Two probes will provide good imaging in most situations - a high frequency (5-10MHz) linear probe or the medium frequency (4-8MHz) curvilinear probe. For a slender adult the linear probe will provide a good picture of the infraclavicular anatomy without any image distortion. However in larger patients, this probe is limited by its lack of imaging depth. In addition, in some individuals there is limited space between the US probe and the clavicle which makes needle placement difficult.
The curvilinear probe has several advantages. Firstly it is a lower frequency probe which allows for better imaging of deeper structures, especially useful in larger patients (>120 kg) where the target in more than 5cm deep. Secondly, the curvilinear probe allows more room for needle placement between clavicle and probe. Thirdly, the sector array of the probe makes needle imaging more reliable particularly with the steeper needle angles required for deeper nerves.
Prep and drape the area below the ipsilateral clavicle. Place a sterile sheath over the US probe after applying US gel to the inside of the sheath. Place US gel over the probe then apply to the patient. Optimise the image by selecting the appropriate depth and resolution setting for your machine. Use a 30 ml syringe for local anaesthetic (LA). Place a 3 way tap on the syringe then add a long length of narrow bore infusion tubing to the tap. Once the patient is prepped and draped, the syringe can be handed off the sterile field to an assistant who can aspirate and inject LA as directed. It is important to ensure that NO air is left in the syringe or tubing or needle; this will act as an acoustic barrier to the ultrasound waves and obscure the structures beyond.
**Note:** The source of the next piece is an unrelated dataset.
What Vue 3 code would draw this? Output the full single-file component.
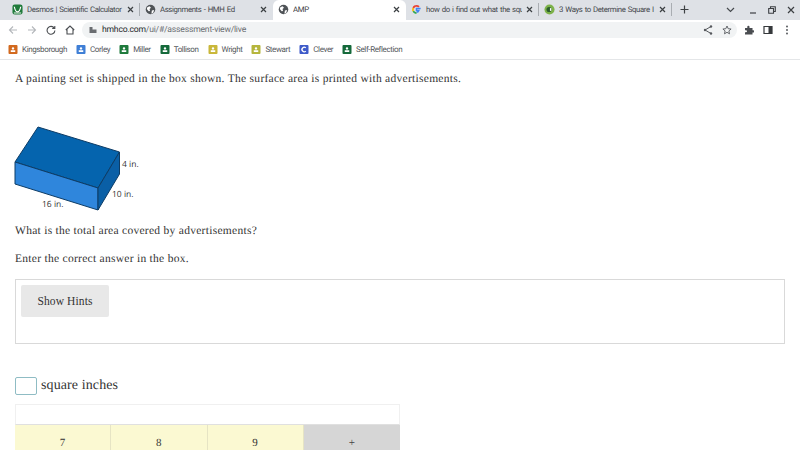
<script setup>
const tabs = [
  { title: 'Desmos | Scientific Calculator', icon: 'desmos', sep: true },
  { title: 'Assignments - HMH Ed', icon: 'globe' },
  { title: 'AMP', icon: 'globe', active: true },
  { title: 'how do i find out what the squ', icon: 'google', sep: true },
  { title: '3 Ways to Determine Square I', icon: 'ways', sep: true },
]

const bookmarks = [
  { name: 'Kingsborough', color: '#d2691e' },
  { name: 'Corley', color: '#3f7fd6' },
  { name: 'Miller', color: '#1e7a3c' },
  { name: 'Tollison', color: '#14693a' },
  { name: 'Wright', color: '#c9b73a' },
  { name: 'Stewart', color: '#b5b53c' },
  { name: 'Clever', color: '#3f5bc9', letter: 'C' },
  { name: 'Self-Reflection', color: '#14693a' },
]

const keys = [
  { label: '7' },
  { label: '8' },
  { label: '9' },
  { label: '+', op: true },
]
</script>

<template>
  <div class="page">
    <div class="tabstrip">
      <div v-for="tab in tabs" :key="tab.title" class="tab" :class="{ active: tab.active, sep: tab.sep }">
        <svg v-if="tab.icon === 'globe'" class="favicon" viewBox="0 0 12 12">
          <circle cx="6" cy="6" r="5.2" fill="#4f5357" />
          <path d="M2.5 3.5 5 2.5 6.5 4 5 5.5 5.5 7.5 4 8 2 5.5ZM7.5 7 10 6.5 9 9.5 7 10.5Z" fill="#fff" />
        </svg>
        <svg v-else-if="tab.icon === 'desmos'" class="favicon" viewBox="0 0 12 12">
          <rect x="0.5" y="0.5" width="11" height="11" rx="2.5" fill="#1f7a3a" />
          <path d="M2.5 3C3.5 8 5 8.5 6 8.5S8.5 8 9.5 3" fill="none" stroke="#fff" stroke-width="1.3" />
          <rect x="2" y="9.3" width="8" height="1" fill="#fff" />
        </svg>
        <svg v-else-if="tab.icon === 'google'" class="favicon" viewBox="0 0 12 12">
          <path d="M10.5 5H6V7H8.6C8.2 8.2 7.2 8.9 6 8.9" fill="none" stroke="#4285f4" stroke-width="1.6" />
          <path d="M6 8.9C4.9 8.9 3.9 8.2 3.3 7.1L1.7 8.3C2.6 9.9 4.2 10.8 6 10.8Z" fill="#34a853" />
          <path d="M3.3 7.1C3 6.3 3 5.6 3.3 4.9L1.7 3.7C1 5.1 1 6.9 1.7 8.3Z" fill="#fbbc05" />
          <path d="M3.3 4.9C3.9 3.7 4.9 3.1 6 3.1 6.8 3.1 7.5 3.4 8 3.8L9.4 2.4C8.5 1.6 7.3 1.2 6 1.2 4.2 1.2 2.6 2.1 1.7 3.7Z" fill="#ea4335" />
        </svg>
        <svg v-else class="favicon" viewBox="0 0 12 12">
          <circle cx="6" cy="6" r="5.5" fill="#7db24a" />
          <circle cx="5.5" cy="6" r="2.8" fill="#2c5e2e" />
          <rect x="6.5" y="4.5" width="1.5" height="3" fill="#fff" />
        </svg>
        <span class="tab-title">{{ tab.title }}</span>
        <svg class="tab-close" width="7" height="7" viewBox="0 0 7 7"><path d="M1 1 6 6M6 1 1 6" stroke="#3c4043" stroke-width="1.2" /></svg>
      </div>
      <svg class="new-tab" width="9" height="9" viewBox="0 0 9 9"><path d="M4.5 .5V8.500M.5 4.500H8.500" stroke="#3c4043" stroke-width="1.2" /></svg>
      <div class="window-btns">
        <svg class="chevron" width="9" height="6" viewBox="0 0 9 6"><path d="M1 1 4.5 4.500 8 1" fill="none" stroke="#45494d" stroke-width="1.2" /></svg>
        <svg width="8" height="8" viewBox="0 0 8 8"><path d="M1 7H7" stroke="#3c3f43" stroke-width="1.2" /></svg>
        <svg width="8" height="8" viewBox="0 0 8 8"><path d="M2.5 2V.7H7.3V5.500H6M.7 2.500H5.500V7.300H.7Z" fill="none" stroke="#3c3f43" stroke-width="1.1" /></svg>
        <svg width="8" height="8" viewBox="0 0 8 8"><path d="M1 1 7 7M7 1 1 7" stroke="#3c3f43" stroke-width="1.2" /></svg>
      </div>
    </div>

    <div class="toolbar">
      <div class="nav-btns">
        <svg width="10" height="10" viewBox="0 0 10 10"><path d="M9 5H1.500M5 1.500 1.500 5 5 8.500" fill="none" stroke="#b4b7bb" stroke-width="1.1" /></svg>
        <svg width="10" height="10" viewBox="0 0 10 10"><path d="M1 5H8.500M5 1.500 8.500 5 5 8.500" fill="none" stroke="#b4b7bb" stroke-width="1.1" /></svg>
        <svg width="10" height="10" viewBox="0 0 10 10"><path d="M8.300 3.200A3.900 3.900 0 1 0 8.900 5.500M8.800 .9V3.500H6.200" fill="none" stroke="#4a4d51" stroke-width="1.1" /></svg>
        <svg width="10" height="10" viewBox="0 0 10 10"><path d="M.8 5 5 1 9.200 5M2 4.300V9H8V4.300" fill="none" stroke="#4a4d51" stroke-width="1.1" /></svg>
      </div>
      <div class="omnibox">
        <svg width="8" height="8" viewBox="0 0 8 8"><path d="M.5 1H3.500V7H.5ZM3.500 3.500H7.500V7H3.500Z" fill="#6a6d71" /></svg>
        <span class="url"><b>hmhco.com</b>/ui/#/assessment-view/live</span>
        <div class="omni-icons">
          <svg width="10" height="10" viewBox="0 0 10 10"><path d="M8 1.500 2 5 8 8.500" fill="none" stroke="#55585c" stroke-width="1" /><circle cx="8" cy="1.500" r="1.200" fill="#55585c" /><circle cx="2" cy="5" r="1.200" fill="#55585c" /><circle cx="8" cy="8.500" r="1.200" fill="#55585c" /></svg>
          <svg width="10" height="10" viewBox="0 0 10 10"><path d="M5 1 6.200 3.700 9.100 4 6.900 5.900 7.500 8.800 5 7.300 2.500 8.800 3.100 5.900 .9 4 3.800 3.700Z" fill="none" stroke="#55585c" stroke-width=".9" /></svg>
        </div>
      </div>
      <div class="tool-icons">
        <svg width="10" height="10" viewBox="0 0 10 10"><path d="M1 3H3.300V1.800A1.100 1.100 0 0 1 5.500 1.800V3H8.500V5.300H9.200A1.100 1.100 0 0 1 9.200 7.500H8.500V9.500H1V7.300H2A1 1 0 0 0 2 5.300H1Z" fill="#4a4d51" /></svg>
        <svg width="10" height="10" viewBox="0 0 10 10"><path d="M1 1.500H9V8.500H1Z" fill="none" stroke="#36393c" stroke-width="1.2" /><rect x="5.500" y="1.500" width="3.500" height="7" fill="#36393c" /></svg>
        <svg width="10" height="10" viewBox="0 0 10 10"><circle cx="5" cy="1.500" r=".9" fill="#4a4d51" /><circle cx="5" cy="5" r=".9" fill="#4a4d51" /><circle cx="5" cy="8.500" r=".9" fill="#4a4d51" /></svg>
      </div>
    </div>

    <div class="bookmarks">
      <div v-for="mark in bookmarks" :key="mark.name" class="bookmark">
        <svg class="mark-icon" viewBox="0 0 10 10">
          <rect width="10" height="10" rx="1" :fill="mark.color" />
          <template v-if="mark.letter">
            <path d="M7 3.200A2.500 2.500 0 1 0 7 6.800" fill="none" stroke="#fff" stroke-width="1.5" />
          </template>
          <template v-else>
            <circle cx="5" cy="3.800" r="1.300" fill="#fff" />
            <rect x="2.500" y="5.800" width="5" height="2" fill="#fff" />
          </template>
        </svg>
        <span>{{ mark.name }}</span>
      </div>
    </div>

    <main class="content">
      <p class="intro">A painting set is shipped in the box shown. The surface area is printed with advertisements.</p>

      <div class="figure">
        <svg width="130" height="92" viewBox="0 0 130 92">
          <path d="M15 42 38 7 119.500 32 98 68Z" fill="#0564ae" stroke="#0d3c66" stroke-width="1" stroke-linejoin="round" />
          <path d="M15 42 98 68V90L15 64Z" fill="#2f86dc" stroke="#0d3c66" stroke-width="1" stroke-linejoin="round" />
          <path d="M98 68 119.500 32V54L98 90Z" fill="#0a5fa6" stroke="#0d3c66" stroke-width="1" stroke-linejoin="round" />
        </svg>
        <span class="dim dim-h">4 in.</span>
        <span class="dim dim-d">10 in.</span>
        <span class="dim dim-w">16 in.</span>
      </div>

      <p class="question">What is the total area covered by advertisements?</p>
      <p class="prompt">Enter the correct answer in the box.</p>

      <div class="hints">
        <button class="hint-btn">Show Hints</button>
      </div>

      <div class="answer">
        <span class="answer-box"></span>
        <span>square inches</span>
      </div>

      <div class="keypad">
        <div class="display"></div>
        <div class="keys">
          <div v-for="key in keys" :key="key.label" class="key" :class="{ op: key.op }">{{ key.label }}</div>
        </div>
      </div>
    </main>
  </div>
</template>

<style>
html,
body {
  margin: 0;
  overflow: hidden;
  background: #fff;
}
</style>

<style scoped>
.page {
  width: 800px;
  height: 450px;
  overflow: hidden;
  font-family: 'Roboto', 'Liberation Sans', sans-serif;
  text-rendering: geometricPrecision;
}
.tabstrip {
  height: 20px;
  background: #dee1e6;
  display: flex;
  align-items: center;
  padding-left: 7px;
  box-sizing: border-box;
}
.tab {
  width: 133px;
  height: 20px;
  display: flex;
  align-items: center;
  gap: 4px;
  padding: 0 5px 1px;
  box-sizing: border-box;
  font-size: 7.8px;
  letter-spacing: -0.38px;
  word-spacing: 0.7px;
  color: #45484c;
  position: relative;
  flex: none;
}
.tab.active {
  background: #fff;
  border-radius: 6px 6px 0 0;
  color: #3c4043;
}
.tab.sep::after {
  content: '';
  position: absolute;
  right: 0;
  top: 3px;
  height: 13px;
  width: 1px;
  background: #a9adb2;
}
.favicon {
  width: 11px;
  height: 11px;
  flex: none;
}
.tab-title {
  flex: 1;
  white-space: nowrap;
  overflow: hidden;
  min-width: 0;
}
.tab-close {
  flex: none;
  margin-right: 1px;
}
.new-tab {
  margin: 0 0 1px 8px;
  flex: none;
}
.window-btns {
  margin-left: auto;
  height: 18px;
  display: flex;
  align-items: center;
  gap: 11px;
  padding-right: 5px;
}
.chevron {
  margin-right: 3px;
}
.toolbar {
  height: 19px;
  padding-top: 1px;
  box-sizing: border-box;
  display: flex;
  align-items: center;
  background: #fff;
}
.nav-btns {
  width: 82px;
  flex: none;
  display: flex;
  gap: 9px;
  padding-left: 8px;
  box-sizing: border-box;
}
.omnibox {
  width: 655px;
  height: 16px;
  flex: none;
  background: #f1f3f4;
  border-radius: 8px;
  display: flex;
  align-items: center;
  padding: 0 5px 0 7px;
  box-sizing: border-box;
  gap: 5px;
}
.url {
  font-size: 8.6px;
  letter-spacing: -0.2px;
  color: #6a6d71;
}
.url b {
  font-weight: 400;
  color: #26282b;
}
.omni-icons {
  margin-left: auto;
  display: flex;
  gap: 9px;
}
.tool-icons {
  display: flex;
  gap: 9px;
  padding-left: 7px;
}
.bookmarks {
  height: 21px;
  display: flex;
  align-items: center;
  gap: 9px;
  padding-left: 8px;
  border-bottom: 1px solid #e4e6e8;
  box-sizing: border-box;
  font-size: 8px;
  letter-spacing: -0.38px;
  color: #55585c;
}
.bookmark {
  display: flex;
  align-items: center;
  gap: 4px;
}
.mark-icon {
  width: 10px;
  height: 9px;
}
.content {
  padding: 11px 15px 0;
  font-family: 'Liberation Serif', serif;
  font-size: 11.5px;
  color: #333;
  letter-spacing: 0.28px;
}
.content p {
  margin: 0;
  line-height: 16px;
}
.figure {
  position: relative;
  height: 92px;
  margin: 33px 0 0 -15px;
}
.figure svg {
  display: block;
}
.dim {
  position: absolute;
  font-family: 'Open Sans', 'Liberation Sans', sans-serif;
  font-size: 8.5px;
  line-height: 10px;
  letter-spacing: 0;
  color: #333;
}
.dim-h { left: 122px; top: 40px; }
.dim-d { left: 112px; top: 70px; }
.dim-w { left: 42px; top: 80px; }
.content .question {
  margin-top: 11px;
}
.content .prompt {
  margin-top: 12px;
}
.hints {
  margin-top: 12px;
  height: 65px;
  border: 1px solid #d9d9d9;
  box-sizing: border-box;
  padding: 5px 5px;
}
.hint-btn {
  display: block;
  width: 88px;
  height: 32px;
  border: none;
  border-radius: 2px;
  background: #e8e8e8;
  font-family: inherit;
  font-size: 11.5px;
  letter-spacing: 0.1px;
  color: #333;
  padding: 0;
}
.answer {
  margin-top: 32px;
  display: flex;
  align-items: center;
  gap: 4px;
  font-size: 14px;
  letter-spacing: 0.1px;
  height: 19px;
}
.answer-box {
  width: 20px;
  height: 16px;
  border: 1px solid #8fbcc4;
  border-radius: 2px;
  flex: none;
}
.keypad {
  margin-top: 9px;
  width: 385px;
}
.display {
  height: 21px;
  border: 1px solid #f0f0f0;
  border-bottom-color: #e0e0e0;
  box-sizing: border-box;
}
.keys {
  display: grid;
  grid-template-columns: repeat(4, 1fr);
  height: 40px;
}
.key {
  background: #fbf9d2;
  border-right: 1px solid #e6e4c4;
  text-align: center;
  padding-top: 11px;
  font-size: 11px;
  line-height: 14px;
  box-sizing: border-box;
}
.key.op {
  background: #d6d6d6;
  border-right: none;
  color: #444;
}
</style>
Infiltrate the path of the block needle with a 5cm 25 gauge hypodermic. This is best performed with US imaging to ensure accurate infiltration and avoidance of inadvertent nerve / vessel puncture. We use a 10cm 16g Tuohy needle for the actual block. This has the advantage of giving a good image with US and allows some manipulation of the tissues to ensure optimal needle position. After ensuring good alignment between probe and needle, advance the needle towards the axillary artery. The posterior cord is blocked first. Avoid passing too close to the lateral cord by taking a steeper angle of approach initially and once past the lateral cord angle the shaft of the needle so as to pass just deep to the axillary artery. If imaging is difficult several techniques can be helpful -
- Firstly small movements of the needle generate tissue movement and can help localise the tip
- Secondly small injections of LA can clearly identify the tip of the needle
Once the needle position is in the desired position LA can be injected with the aim being to ensure good spread around the nerve. Once adequate LA is placed adjacent to the posterior cord, slowly withdraw the needle until it lies just deep to the lateral cord. Once again a series of small injections of LA can be made with minor adjustments of needle position to ensure good spread around the nerve. Ideally the LA is seen peeling away the connective tissue around the nerve leaving it surrounded in a black rim of LA. A final injection can be made adjacent to the medial cord. If there has been good spread of LA around the artery with the previous injections it may not be necessary. In order to perform this injection the needle must be withdrawn to the subcutaneous plane then redirected aiming to pass anterior to the axillary artery. It is important to penetrate the Pm fascia prior to injection but some care must be taken to avoid puncturing the axillary vein which lies in the path of the advancing needle.
Small injections of LA can help guide the needle advancement.